Pire, il institue les destructeurs de la tradition – comme les évêques partisans de la bénédiction des couples homosexuelles, ou de l’ordination des femmes, ou de l’intercommunion avec les luthériens – juges de ceux qui veulent la liturgie traditionnelle. Juges… ou tyrans dont les décisions arbitraires seront sans appel.

Hors de « son » église, point de salut.

Ce qu’il a fait est au fond en totale cohérence avec sa pensée et sa politique. Celle de la glorification du « rite amazonien » et de « l’Eglise à visage amazonien ».

Souvenez-vous : en octobre 2019, au moment du synode sur l’Amazonie, il fut beaucoup question de cette nouvelle manière de célébrer la messe que le pape appelle explicitement de ses vœux pour le bénéfice des « peuples premiers », des indigènes, du « peuple » en un mot. Si épatant qu’on pourrait même en exporter des éléments dans les pays développés. L’unique forme du rite romain, sa seule lex orandi dont parle Traditionis custodes, supporte du point de vue de François tous les aménagements dès lors qu’on se contente d’y ajouter des paroles, des coutumes et des symboles païens. Des expériences sont déjà en cours en Amazonie ou en Australie.

Vous me direz : nous aussi, nous sommes des peuples autochtones, au moins de quelque part. Alors pourquoi ne pas nous laisser nos traditions ancestrales ?

Il me semble que c’est parce que nous sommes la culture colonisatrice, « développée » qui a « imposé » son langage, ses savoirs, ses modes de vie, sa technologie aux « peuples premiers » et aux cultures propres des colonisés. C’est la culture blanche et patriarcale, dirait l’idéologie « Woke ». Sans affirmer que François va jusque-là, on peut constater qu’il s’inscrit dans cette logique. La sacralité propre, la masculinité, la spiritualité et l’ordre de notre liturgie latine traditionnelle, que nourrissent tout ensemble la foi et la raison, y sont contraires.
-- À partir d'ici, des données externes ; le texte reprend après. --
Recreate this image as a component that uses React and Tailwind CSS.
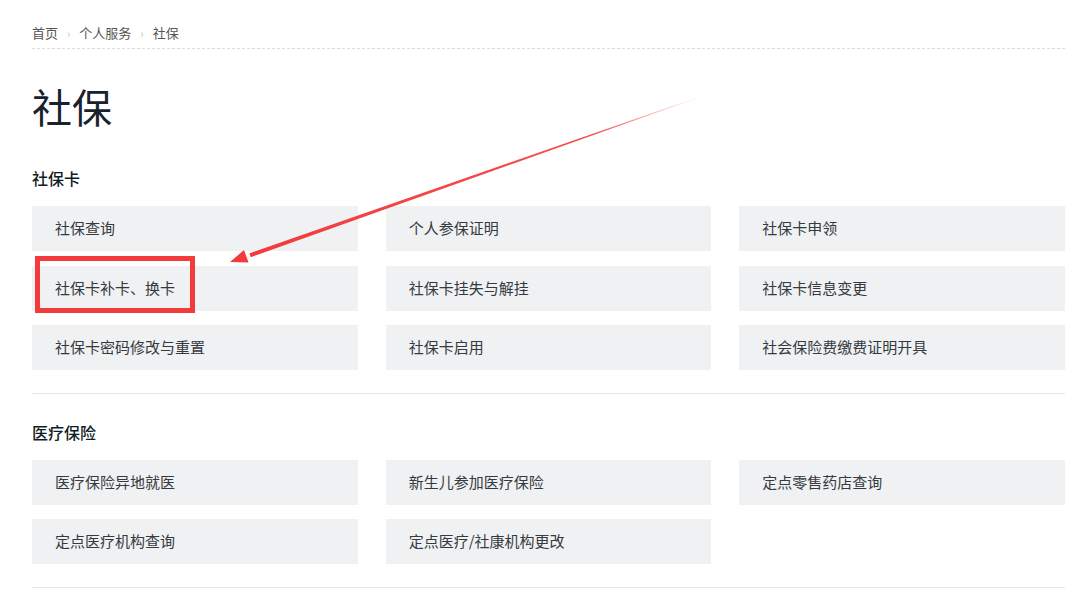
import React from "react";

const font = { fontFamily: '"Microsoft YaHei", "Noto Sans CJK SC", "Noto Sans", sans-serif' };

function Card({ children }) {
  return (
    <div className="h-[45px] bg-[#f0f1f3] flex items-center pl-[23px] text-[15px] text-[#333a40]">
      {children}
    </div>
  );
}

function Section({ title, items, pt, gy }) {
  return (
    <div className={`border-b border-[#e6e6e6] pb-[23px] ${pt}`}>
      <h2 className="text-[16px] leading-[24px] font-medium text-[#111c24] mb-[16px]">{title}</h2>
      <div className={`grid grid-cols-3 gap-x-[28px] ${gy}`}>
        {items.map((t) => (
          <Card key={t}>{t}</Card>
        ))}
      </div>
    </div>
  );
}

export default function App() {
  return (
    <div className="relative w-[1080px] h-[589px] overflow-hidden bg-white" style={font}>
      <div className="w-[1065px] pl-[32px] pt-[24px]">
        <div className="flex items-center text-[13px] leading-[18px] text-[#555] pb-[6px] border-b border-dashed border-[#dcdcdc]">
          <span>首页</span>
          <span className="mx-[9px] text-[#bbb] text-[11px]">›</span>
          <span>个人服务</span>
          <span className="mx-[9px] text-[#bbb] text-[11px]">›</span>
          <span>社保</span>
        </div>
        <h1 className="mt-[29px] text-[40px] leading-[56px] font-normal text-[#16222c]">社保</h1>
        <Section
          pt="pt-[32px]"
          gy="gap-y-[14.5px]"
          title="社保卡"
          items={[
            "社保查询",
            "个人参保证明",
            "社保卡申领",
            "社保卡补卡、换卡",
            "社保卡挂失与解挂",
            "社保卡信息变更",
            "社保卡密码修改与重置",
            "社保卡启用",
            "社会保险费缴费证明开具",
          ]}
        />
        <Section
          pt="pt-[26px]"
          gy="gap-y-[14px]"
          title="医疗保险"
          items={[
            "医疗保险异地就医",
            "新生儿参加医疗保险",
            "定点零售药店查询",
            "定点医疗机构查询",
            "定点医疗/社康机构更改",
          ]}
        />
      </div>

      {/* red highlight box */}
      <div className="absolute left-[35px] top-[256px] w-[160px] h-[57px] border-[5px] border-[#f33b3b] pointer-events-none" />

      {/* arrow */}
      <svg className="absolute left-0 top-0 pointer-events-none" width="1080" height="589" viewBox="0 0 1080 589">
        <defs>
          <linearGradient id="ag" gradientUnits="userSpaceOnUse" x1="705" y1="95" x2="250" y2="255">
            <stop offset="0" stopColor="#f33b3b" stopOpacity="0" />
            <stop offset="0.25" stopColor="#f33b3b" stopOpacity="0.9" />
            <stop offset="1" stopColor="#f33b3b" stopOpacity="1" />
          </linearGradient>
        </defs>
        <polygon points="705.1,95.3 704.9,94.7 249.3,253.4 250.7,257.2" fill="url(#ag)" />
        <polygon points="230,262 248.5,262.5 244,250" fill="#f33b3b" />
      </svg>
    </div>
  );
}
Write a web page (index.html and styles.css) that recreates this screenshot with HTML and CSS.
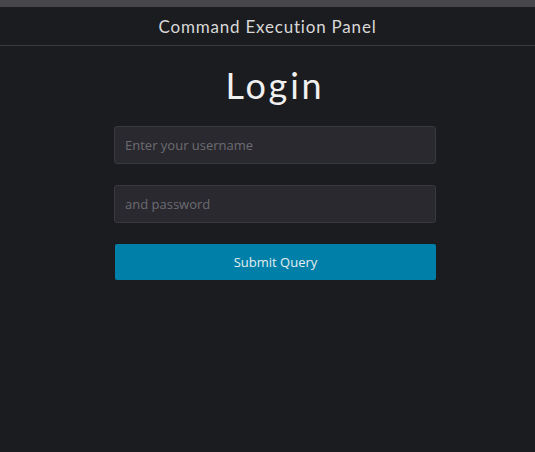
FILE: index.html
```html
<!DOCTYPE html>
<html lang="en">
<head>
<meta charset="utf-8">
<title>Command Execution Panel</title>
<link rel="stylesheet" href="styles.css">
</head>
<body>
<div class="topstrip"></div>
<header class="header">Command Execution Panel</header>
<main class="main">
  <h1 class="title">Login</h1>
  <form class="form">
    <input class="field" type="text" placeholder="Enter your username">
    <input class="field" type="password" placeholder="and password">
    <button class="submit" type="button">Submit Query</button>
  </form>
</main>
</body>
</html>
```
FILE: styles.css
```css
html, body {
  margin: 0;
  padding: 0;
  height: 100%;
}
body {
  background: #1b1c1f;
  font-family: "Open Sans", "Noto Sans", sans-serif;
  color: #e8e8e8;
}
.topstrip {
  height: 7px;
  background: #47474b;
}
.header {
  height: 38px;
  border-bottom: 1px solid #3b3b3e;
  display: flex;
  align-items: center;
  justify-content: center;
  font-family: "Lato", sans-serif;
  font-weight: 400;
  font-size: 17px;
  letter-spacing: 0.8px;
  color: #d8d8d8;
}
.main {
  display: flex;
  flex-direction: column;
  align-items: center;
  padding-left: 15px;
}
.title {
  margin: 17px 0 0;
  font-family: "Lato", sans-serif;
  font-weight: 400;
  font-size: 36px;
  line-height: 44px;
  letter-spacing: 2.8px;
  color: #f0f0f0;
}
.form {
  margin-top: 19px;
  width: 322px;
  display: flex;
  flex-direction: column;
}
.field {
  box-sizing: border-box;
  height: 38px;
  margin: 0 0 21px;
  padding: 0 10px;
  background: #29292f;
  border: 1px solid #38383e;
  border-radius: 3px;
  color: #ddd;
  font-family: "Open Sans", sans-serif;
  font-size: 13px;
  outline: none;
}
.field::placeholder {
  color: #6c6c72;
}
.submit {
  box-sizing: border-box;
  height: 36px;
  margin: 0 0 0 1px;
  background: #0080a8;
  border: none;
  border-radius: 2px;
  color: #e6eef2;
  font-family: "Open Sans", sans-serif;
  font-size: 13px;
}
```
Son christocentrisme apparaît comme un frein à l’expression de la piété populaire (telle que la conçoit François, style fête de quartier), son grégorien trop cérébral ne tient pas la comparaison face à la guitare, l’accordéon ou le tam-tam.

Beaucoup ont commenté la « fracture » qu’introduit Traditionis custodes parmi les chrétiens. Il serait plus exact de parler d’un avatar de la lutte des classes : à ma gauche, les chrétiens populaires, divers, sentant éventuellement le bouc plus que la brebis ; à ma droite, les nostalgiques d’une société patriarcale, coupables d’avoir voulu imposer leur liturgie rigide partout sur leur passage. Oppresseurs du peuple de Dieu. Coupables, aussi, de contester le « populisme » du pape qui aménage la doctrine et la morale pour la rendre conforme à un monde qui s’est affranchi du caractère absolu de la vérité et du principe de non-contradiction.

Et aujourd’hui il fait bon être à la gauche du Père.